Location: Children's Nutrition Research Center

Title: TMEM106B coding variant is protective and deletion detrimental in a mouse model of tauopathy

Author
item EDWARDS, GEORGE - Baylor College Of Medicine
item WOOD, CALEB - Baylor College Of Medicine
item HE, YANG - Baylor College Of Medicine
item NGUYEN, QUYNH - Baylor College Of Medicine
item KIM, PETER - Baylor College Of Medicine
item GOMEZ-GUTIERREZ, RUBEN - Baylor College Of Medicine
item PARK, KYUNG-WON - Baylor College Of Medicine
item XU, YONG - Children'S Nutrition Research Center (CNRC)
item ZURHELLEN, CODY - Neuroscience Associates
item AL-RAMAHI, ISMAEL - Baylor College Of Medicine
item JANKOWSKY, JOANNA - Baylor College Of Medicine

Submitted to: Acta Neuropathologica
Publication Type: Peer Reviewed Journal
Publication Acceptance Date: 1/31/2024
Publication Date: 5/25/2024
Citation: Edwards, G.A., Wood, C.A., He, Y., Nguyen, Q., Kim, P.J., Gomez-Gutierrez, R., Park, K., Xu, Y., Zurhellen, C., Al-Ramahi, I., Jankowsky, J.L. 2024. TMEM106B coding variant is protective and deletion detrimental in a mouse model of tauopathy. Acta Neuropathologica. 147. Article 61. https://doi.org/10.1007/s00401-024-02701-5.
DOI: https://doi.org/10.1007/s00401-024-02701-5

Interpretive Summary: TMEM106B affects the risk of various neurological diseases through a specific coding variant and several non-coding SNPs. Researchers wanted to know if the T185S coding variant provides protection and whether TMEM106B is helpful or harmful in diseases. They studied mice with a deleted TMEM106B gene and mice with the T186S mutation (similar to human T185S), crossed with a model of tauopathy (a disease with tau protein issues). They found that removing TMEM106B made cognitive decline, limb paralysis, tau protein problems, and brain cell damage happen faster. It also made the mice's disease more similar to Alzheimer's disease. On the other hand, the T186S variant protected the mice from cognitive decline, synapse issues, brain cell damage, and paralysis without affecting tau protein problems. This study shows that TMEM106B helps protect against tau protein issues, and losing it makes tau-related diseases worse. The T186S variant is important because it helps protect brain function despite tau problems.

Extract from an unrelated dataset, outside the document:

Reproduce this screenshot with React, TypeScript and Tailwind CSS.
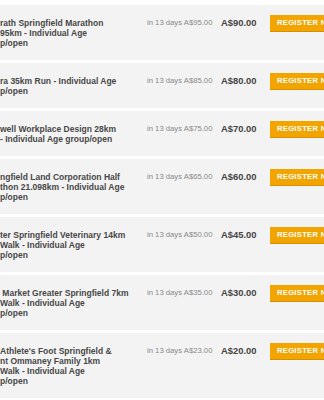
import React from 'react';

type Race = {
  lines: string[];
  was: string;
  price: string;
};

const races: Race[] = [
  { lines: ['rath Springfield Marathon', '95km - Individual Age', 'p/open'], was: 'A$95.00', price: 'A$90.00' },
  { lines: ['ra 35km Run - Individual Age', 'p/open'], was: 'A$85.00', price: 'A$80.00' },
  { lines: ['well Workplace Design 28km', '- Individual Age group/open'], was: 'A$75.00', price: 'A$70.00' },
  { lines: ['ngfield Land Corporation Half', 'thon 21.098km - Individual Age', 'p/open'], was: 'A$65.00', price: 'A$60.00' },
  { lines: ['ter Springfield Veterinary 14km', 'Walk - Individual Age', 'p/open'], was: 'A$50.00', price: 'A$45.00' },
  { lines: [' Market Greater Springfield 7km', 'Walk - Individual Age', 'p/open'], was: 'A$35.00', price: 'A$30.00' },
  { lines: ["Athlete's Foot Springfield &", 'nt Ommaney Family 1km', 'Walk - Individual Age', 'p/open'], was: 'A$23.00', price: 'A$20.00' },
];

function RaceRow({ race }: { race: Race }) {
  return (
    <div className="flex items-start bg-[#f3f3f3] pt-[10px] pb-[12px]">
      <div className="w-[147px] shrink-0 pt-[3px] text-[8.5px] font-bold leading-[10px] text-[#484848] whitespace-pre">
        {race.lines.map((l, i) => (
          <div key={i}>{l}</div>
        ))}
      </div>
      <div className="w-[74px] shrink-0 pt-[3px] text-[7.7px] leading-[10px] text-[#888] whitespace-nowrap">
        in 13 days {race.was}
      </div>
      <div className="w-[49px] shrink-0 pt-[3px] text-[9.4px] font-bold leading-[10px] text-[#444]">
        {race.price}
      </div>
      <button className="flex h-[17px] shrink-0 items-center border-b border-[#d68f00] bg-[#f2a500] px-[7px] text-[7.6px] font-bold tracking-[0.3px] text-white whitespace-nowrap">
        REGISTER NOW
      </button>
    </div>
  );
}

export default function App() {
  return (
    <div
      className="w-full overflow-hidden bg-white pt-[5px]"
      style={{ fontFamily: '"Liberation Sans", Arial, sans-serif' }}
    >
      <div className="flex flex-col gap-[3px]">
        {races.map((r, i) => (
          <RaceRow key={i} race={r} />
        ))}
      </div>
    </div>
  );
}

Technical Abstract: TMEM106B is a risk modifier of multiple neurological conditions, where a single coding variant and multiple non-coding SNPs influence the balance between susceptibility and resilience. Two key questions that emerge from past work are whether the lone T185S coding variant contributes to protection, and if the presence of TMEM106B is helpful or harmful in the context of disease. Here, we address both questions while expanding the scope of TMEM106B study from TDP-43 to models of tauopathy. We generated knockout mice with constitutive deletion of TMEM106B, alongside knock-in mice encoding the T186S knock-in mutation (equivalent to the human T185S variant), and crossed both with a P301S transgenic tau model to study how these manipulations impacted disease phenotypes. We found that TMEM106B deletion accelerated cognitive decline, hind limb paralysis, tau pathology, and neurodegeneration. TMEM106B deletion also increased transcriptional correlation with human AD and the functional pathways enriched in KO:tau mice aligned with those of AD. In contrast, the coding variant protected against tau-associated cognitive decline, synaptic impairment, neurodegeneration, and paralysis without affecting tau pathology. Our findings reveal that TMEM106B is a critical safeguard against tau aggregation, and that loss of this protein has a profound effect on sequelae of tauopathy. Our study further demonstrates that the coding variant is functionally relevant and contributes to neuroprotection downstream of tau pathology to preserve cognitive function.